What the role involves

Those with degrees in science or engineering often begin as entry-level communications engineers, although others have been known to start as installers or repair workers. The work can vary hugely from company to company. On the one hand, trained professionals can find themselves designing or building systems and networks. On the other hand, they may be charged with servicing and maintaining an existing network.

What skills do you need?

One way or another, the role requires a huge level of technical understanding. Candidates should also have a commitment to life-long learning, as it’s a field that is continually evolving. On top of this baseline of knowledge, problem-solving skills are also critical.
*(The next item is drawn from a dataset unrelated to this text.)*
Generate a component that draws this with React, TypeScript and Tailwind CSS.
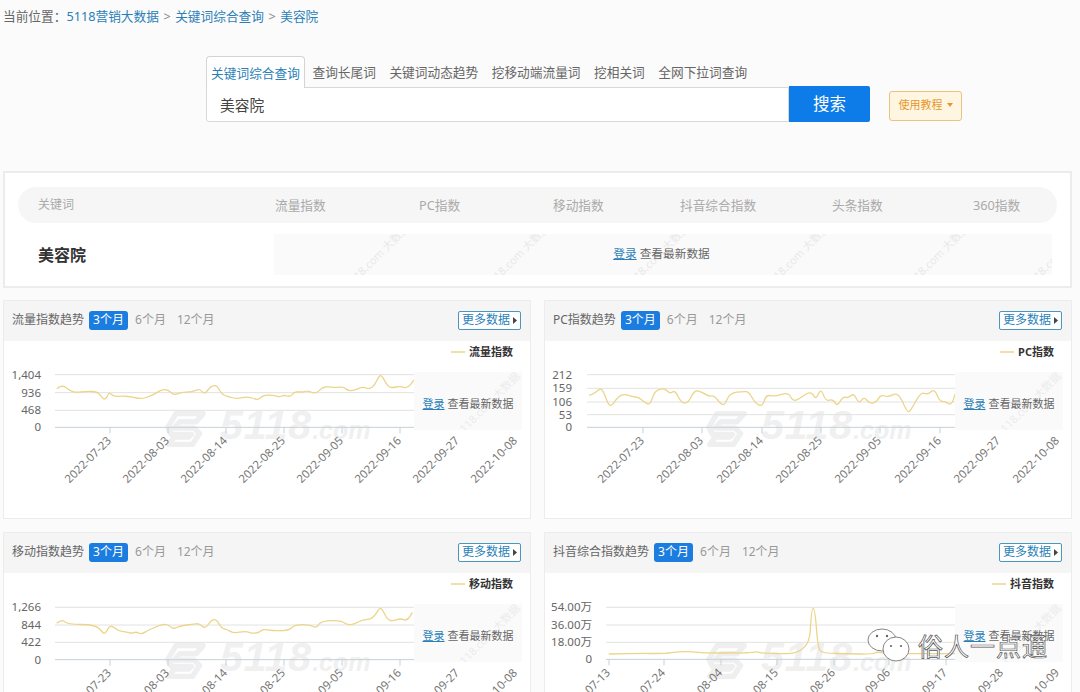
import React from "react"

const FONT = { fontFamily: '"Noto Sans", "Noto Sans CJK SC", sans-serif' }

type Pt = [number, number]

type ChartProps = {
    title: string
    legend: string
    labels: string[]
    dates: string[]
    ticks: number[]
    gridY: number[]
    line: Pt[]
    yOffset: number
    labelRight: number
    gridLeft: number
}

const line1: Pt[] = [[165,272],[180,260],[200,276],[220,284],[250,280],[285,281],[300,303],[308,303],[318,282],[330,296],[360,294],[385,297],[410,303],[440,294],[470,275],[490,275],[505,292],[525,283],[560,282],[580,272],[595,288],[605,276],[615,264],[632,262],[645,290],[670,297],[690,303],[720,295],[745,305],[755,303],[768,290],[800,293],[815,297],[825,291],[845,297],[858,280],[880,283],[895,278],[920,288],[938,268],[955,266],[975,269],[1000,266],[1012,278],[1030,278],[1055,266],[1075,274],[1090,262],[1104,231],[1112,235],[1128,264],[1140,270],[1165,264],[1185,272],[1205,246]]
const line2: Pt[] = [[140,292],[155,288],[172,270],[182,280],[195,318],[205,325],[225,295],[245,288],[265,296],[285,298],[300,312],[318,322],[330,278],[360,270],[375,288],[390,276],[408,315],[428,315],[445,280],[460,278],[490,296],[503,292],[525,320],[535,320],[550,285],[590,280],[605,282],[625,318],[645,325],[655,290],[680,296],[720,282],[735,315],[775,284],[790,285],[800,305],[815,270],[828,310],[850,303],[862,326],[878,296],[895,300],[910,285],[925,318],[940,296],[955,316],[975,314],[988,290],[1010,298],[1040,282],[1065,342],[1075,340],[1105,282],[1125,290],[1145,272],[1160,310],[1175,310],[1195,322],[1205,288]]
const line3: Pt[] = [[165,295],[180,282],[195,298],[280,299],[300,325],[308,325],[320,298],[345,318],[365,320],[385,326],[395,320],[412,328],[430,316],[450,308],[470,298],[490,298],[503,313],[525,302],[560,298],[580,295],[597,312],[615,285],[630,283],[645,310],[660,313],[680,325],[715,318],[735,326],[755,322],[765,312],[790,317],[840,317],[858,299],[900,299],[922,310],[932,289],[990,285],[1010,300],[1030,298],[1055,284],[1085,282],[1104,248],[1112,252],[1128,285],[1145,288],[1165,280],[1185,288],[1200,262]]
const line4: Pt[] = [[197,387],[280,385],[360,386],[400,380],[440,380],[480,384],[610,384],[628,379],[645,386],[780,386],[787,250],[797,250],[806,370],[820,385],[900,386],[960,388],[980,380],[1000,386],[1205,386]]

const datesA = ["2022-07-23", "2022-08-03", "2022-08-14", "2022-08-25", "2022-09-05", "2022-09-16", "2022-09-27", "2022-10-08"]
const datesB = ["2022-07-13", "2022-07-24", "2022-08-04", "2022-08-15", "2022-08-26", "2022-09-06", "2022-09-17", "2022-09-28", "2022-10-09"]

const charts: ChartProps[] = [
    { title: "流量指数趋势", legend: "流量指数", labels: ["1,404", "936", "468", "0"], dates: datesA, ticks: [106, 164, 222, 280, 338, 396, 454, 512], gridY: [230, 284, 337, 388], line: line1, yOffset: -43, labelRight: 37, gridLeft: 51 },
    { title: "PC指数趋势", legend: "PC指数", labels: ["212", "159", "106", "53", "0"], dates: datesA, ticks: [98, 157, 217, 276, 335, 395, 454, 513], gridY: [230, 271, 312, 350, 388], line: line2, yOffset: -43, labelRight: 27, gridLeft: 42 },
    { title: "移动指数趋势", legend: "移动指数", labels: ["1,266", "844", "422", "0"], dates: datesA, ticks: [106, 164, 222, 280, 338, 396, 454, 512], gridY: [247, 300, 352, 404], line: line3, yOffset: -48, labelRight: 37, gridLeft: 51 },
    { title: "抖音综合指数趋势", legend: "抖音指数", labels: ["54.00万", "36.00万", "18.00万", "0"], dates: datesB, ticks: [64, 119, 176, 232, 289, 344, 401, 457, 513], gridY: [247, 300, 352, 403], line: line4, yOffset: -48, labelRight: 47, gridLeft: 61 },
]

// rounded line through the points, using midpoints as anchors
function smooth(pts: Pt[]) {
    let d = `M${pts[0][0]} ${pts[0][1]}`
    for (let i = 1; i < pts.length - 1; i++) {
        const mx = (pts[i][0] + pts[i + 1][0]) / 2
        const my = (pts[i][1] + pts[i + 1][1]) / 2
        d += ` Q${pts[i][0]} ${pts[i][1]} ${mx} ${my}`
    }
    const last = pts[pts.length - 1]
    return d + ` L${last[0]} ${last[1]}`
}

function Watermark() {
    return (
        <div className="absolute left-[161px] top-[69px] flex items-end select-none text-[#f0f0f0]">
            <svg width="42" height="38" viewBox="0 0 46 42" fill="none" stroke="#efefef" strokeWidth="6" strokeLinejoin="round">
                <path d="M12 4 H42 L34 13 H16 L10 20 H32 L38 26 L30 38 H4 L10 30 H26 L29 27 H7 L3 19 Z" />
            </svg>
            <span className="ml-[13px] mb-[8px] text-[41px] leading-[30px] font-bold italic tracking-[1px] font-['Liberation_Sans',sans-serif]">5118</span>
            <span className="mb-[8px] text-[25px] leading-[20px] font-bold italic font-['Liberation_Sans',sans-serif]">.com</span>
        </div>
    )
}

function LoginOverlay() {
    return (
        <div className="absolute left-[410px] top-[31px] w-[108px] h-[58px] pt-[6px] flex items-center justify-center overflow-hidden bg-[#fafafa] text-[11px] text-[#666]">
            <span className="absolute left-[36px] top-[22px] -rotate-45 whitespace-nowrap text-[11px] text-[#ececec]">118.com 大数据</span>
            <span className="relative whitespace-nowrap">
                <span className="text-[#2a7fb8] underline">登录</span> 查看最新数据
            </span>
        </div>
    )
}

function ChartCard({ title, legend, labels, dates, ticks, gridY, line, yOffset, labelRight, gridLeft }: ChartProps) {
    const toX = (zx: number) => zx / 2.91 - 4
    const toY = (zy: number) => zy / 3 + yOffset
    const bottom = toY(gridY[gridY.length - 1])
    const legendWidth = legend === "PC指数" ? 36 : 44

    return (
        <div className="h-[219px] border border-[#ececec] bg-white">
            <div className="h-10 flex items-center bg-[#f5f5f5] pl-[8px] pr-[9px] pb-[2px] text-xs text-[#777]">
                <span className="text-[#666]">{title}</span>
                <span className="ml-[5px] h-[19px] w-[39px] flex items-center justify-center rounded-[3px] bg-[#1a7ddf] text-white">3个月</span>
                <span className="ml-[7px] text-[#999]">6个月</span>
                <span className="ml-[11px] text-[#999]">12个月</span>
                <span className="ml-auto h-[19px] w-[63px] flex items-center justify-center gap-[3px] border border-[#4a96bd] rounded-[2px] bg-white text-[#2a7fb8]">
                    更多数据
                    <svg width="4" height="7" viewBox="0 0 4 7"><path d="M0 0 L4 3.5 L0 7 Z" fill="#444" /></svg>
                </span>
            </div>
            <div className="relative h-[178px] overflow-hidden">
                <Watermark />
                <svg className="absolute inset-0" width="526" height="178" viewBox="0 0 526 178">
                    {gridY.map((y, i) => (
                        <line
                            key={y}
                            x1={gridLeft}
                            x2="414"
                            y1={toY(y)}
                            y2={toY(y)}
                            stroke={i === gridY.length - 1 ? "#c4d0d6" : "#e2e2e2"}
                        />
                    ))}
                    {labels.map((t, i) => (
                        <text key={t} x={labelRight} y={toY(gridY[i]) + 4} textAnchor="end" fontSize="11.5" fill="#666" style={FONT}>{t}</text>
                    ))}
                    {ticks.map((x, i) => (
                        <g key={x}>
                            {x < 414 && <line x1={x} x2={x} y1={bottom} y2={bottom + 6} stroke="#c4d0d6" />}
                            <text
                                x={x + 2}
                                y={bottom + 14}
                                textAnchor="end"
                                fontSize="11.5"
                                fill="#777"
                                transform={`rotate(-45 ${x + 2} ${bottom + 14})`}
                                style={FONT}
                            >
                                {dates[i]}
                            </text>
                        </g>
                    ))}
                    <path
                        d={smooth(line.map(([x, y]) => [toX(x), toY(y)] as Pt))}
                        fill="none"
                        stroke="#ecd58a"
                        strokeWidth="1.3"
                    />
                    <line x1={509 - legendWidth - 18} x2={509 - legendWidth - 4} y1="11" y2="11" stroke="#ecd58a" strokeWidth="1.5" />
                    <text x="509" y="15" textAnchor="end" fontSize="11" fontWeight="700" fill="#333" style={FONT}>{legend}</text>
                </svg>
                <LoginOverlay />
            </div>
        </div>
    )
}

export default function App() {
    const tabs = ["查询长尾词", "关键词动态趋势", "挖移动端流量词", "挖相关词", "全网下拉词查询"]
    const columns = ["流量指数", "PC指数", "移动指数", "抖音综合指数", "头条指数", "360指数"]

    return (
        <div className="relative h-[692px] w-[1080px] overflow-hidden bg-[#fbfbfb] pl-[3px] pr-[8px]" style={FONT}>
            {/* Breadcrumb */}
            <div className="h-[34px] flex items-center text-[12.7px] text-[#666]">
                <span className="whitespace-pre">当前位置：</span>
                <span className="text-[#2a7fb8]">5118营销大数据</span>
                <span className="mx-[4.5px] text-[#888]">&gt;</span>
                <span className="text-[#2a7fb8]">关键词综合查询</span>
                <span className="mx-[4.5px] text-[#888]">&gt;</span>
                <span className="text-[#2a7fb8]">美容院</span>
            </div>

            {/* Search */}
            <div className="mt-[22px] ml-[203px]">
                <div className="flex items-end gap-[13.5px] text-[12.7px] text-[#666]">
                    <div className="relative z-10 -mb-px h-[32px] w-[99px] pt-[2px] flex items-center justify-center border border-b-0 border-[#d4d4d4] rounded-t-[4px] bg-white text-[#2a7fb8]">
                        关键词综合查询
                    </div>
                    {tabs.map((t, i) => (
                        <div key={t} className={i === 0 ? "h-[31px] pt-[2px] -ml-[6px] flex items-center" : "h-[31px] pt-[2px] flex items-center"}>{t}</div>
                    ))}
                </div>
                <div className="flex items-start">
                    <div className="h-[35px] w-[583px] pt-px flex items-center border border-[#d8d8d8] rounded-bl-[3px] bg-white pl-[13px] text-[14.7px] text-[#444]">
                        美容院
                    </div>
                    <div className="-mt-px h-[36px] w-[81px] flex items-center justify-center rounded-r-[2px] bg-[#0d7ce8] text-[16.5px] text-white">搜索</div>
                    <div className="ml-[19px] mt-[4px] h-[30px] w-[73px] pb-[2px] flex items-center justify-center gap-[4px] border border-[#e8c483] rounded-[3px] bg-[#fff6e2] text-[11px] text-[#e8962c]">
                        使用教程
                        <svg width="6" height="4" viewBox="0 0 6 4"><path d="M0 0 H6 L3 4 Z" fill="#e8962c" /></svg>
                    </div>
                </div>
            </div>

            {/* Summary */}
            <div className="mt-[49px] h-[117px] border-2 border-[#ececec] bg-white px-[13px] pt-[14px]">
                <div className="h-[36px] grid grid-cols-[237px_144px_134px_127px_152px_141px_1fr] items-center rounded-[18px] bg-[#f6f6f6] pl-[20px] text-[#aaa]">
                    <span className="text-xs">关键词</span>
                    {columns.map(c => (
                        <span key={c} className="text-[12.7px] leading-none">{c}</span>
                    ))}
                </div>
                <div className="mt-[11px] flex items-center pl-[20px]">
                    <span className="w-[236px] text-base font-bold text-[#333]">美容院</span>
                    <div className="relative h-[41px] w-[778px] pb-[2px] pr-[3px] flex items-center justify-center overflow-hidden bg-[#fafafa] text-[11.7px] text-[#666]">
                        {[60, 200, 340, 480, 620, 740].map(x => (
                            <span key={x} className="absolute top-[14px] -rotate-45 whitespace-nowrap text-[11px] text-[#e9e9e9]" style={{ left: x }}>5118.com 大数据</span>
                        ))}
                        <span className="relative"><span className="text-[#2a7fb8] underline">登录</span> 查看最新数据</span>
                    </div>
                </div>
            </div>

            {/* Trend charts */}
            <div className="mt-[12px] grid grid-cols-2 gap-x-[13px] gap-y-[13px]">
                {charts.map(c => (
                    <ChartCard key={c.title} {...c} />
                ))}
            </div>

            {/* Account mark over the picture */}
            <div className="absolute left-[866px] top-[628px] flex items-center">
                <svg width="50" height="36" viewBox="0 0 50 36" fill="#ffffff" stroke="#666" strokeWidth="0.8">
                    <ellipse cx="16" cy="12" rx="14" ry="11" />
                    <ellipse cx="30" cy="21" rx="13" ry="12" />
                    <circle cx="11" cy="8" r="1.2" fill="#666" stroke="none" />
                    <circle cx="21" cy="8" r="1.2" fill="#666" stroke="none" />
                    <circle cx="25" cy="18" r="1.1" fill="#666" stroke="none" />
                    <circle cx="35" cy="18" r="1.1" fill="#666" stroke="none" />
                </svg>
                <span className="ml-[2px] text-[25px] leading-none tracking-[1px] text-white [-webkit-text-stroke:0.7px_#555]">俗人一点通</span>
            </div>
        </div>
    )
}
While many know the nuts and bolts of how a network works, it takes a particularly persistent and analytical problem solver to get to the bottom of the issues that can arise in the course of its operation. Indeed, in many cases telecoms engineers are expected to foresee network problems before they happen. Unsurprisingly then, telecoms engineers also need to be capable under pressure, as any disruption of service will need to be dealt with swiftly and efficiently and at a minimum of cost. As well as having a high level of technical skill, engineers working with communications and telecommunications need to be extremely organised as they are often required to deliver high quality projects and repairs to a deadline and within a budget. Verbal and written skills are also crucial, as engineers will often find themselves working as part of a larger team with non-technical staff who may need to be told how development of the network might affect the end user. Essentially, it’s all about communication, vital in an industry where the objective is ever more effective methods of communicating.

Entry requirements

Communications engineers generally have a good honours degree in a relevant subject, such as electrical/electronic engineering, physics, computer science or telecommunications. Engineers Ireland lists accredited programmes.